What made New France different from other colonial ventures was how the French approached relationships with Indigenous peoples. Instead of the “move aside or else” strategy favored by other European powers, French colonists often integrated into existing trade networks and communities. Many French traders married into Indigenous families, creating a unique Métis culture that bridged two worlds.

This wasn’t entirely altruistic, of course. The French economy in North America ran on fur trading, and you can’t trap beavers without knowing the land and having good relationships with the people who’d been living there for thousands of years.

The Beginning of the End

By 1750, New France was already showing cracks in its foundation. The British colonies along the Atlantic coast were growing rapidly in population and economic power, while New France remained relatively sparsely populated.

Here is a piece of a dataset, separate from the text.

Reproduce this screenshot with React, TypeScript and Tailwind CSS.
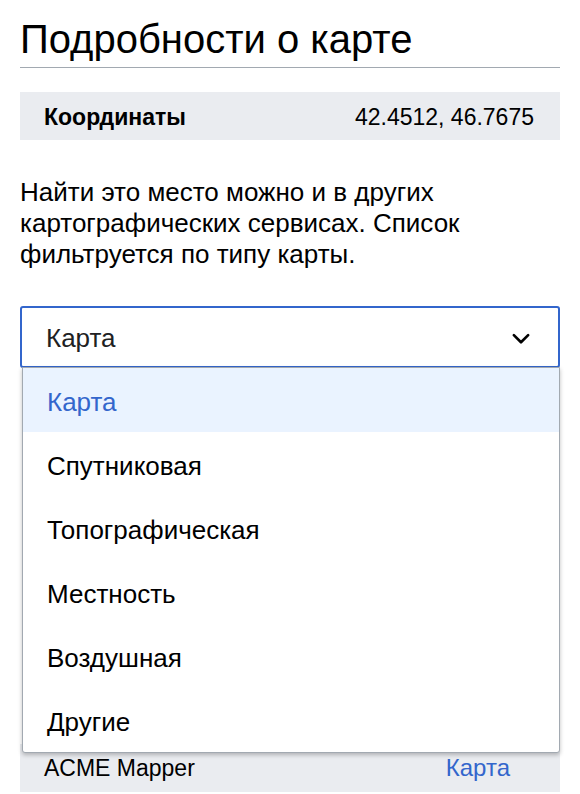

The Seven Years’ War was just around the corner, and it would completely reshape the continental map.

The Treaty of Utrecht in 1713 had already forced France to hand over significant territories to Britain, including Acadia and parts of Newfoundland. You can see these “territories ceded by France” marked in red and pink on the map, representing the slow erosion of French power in North America.

Legacy of a Continental Dream

Though New France would disappear as a political entity after 1763, its cultural fingerprints remain everywhere. French place names dot the American Midwest. Quebec preserved its French character and language. The fur trading routes became the foundation for later American expansion westward.

New France reminds us that North American history could have gone very differently. For 150 years, French was just as likely to be heard in the American heartland as English. It’s a fascinating glimpse into an alternate timeline that almost was.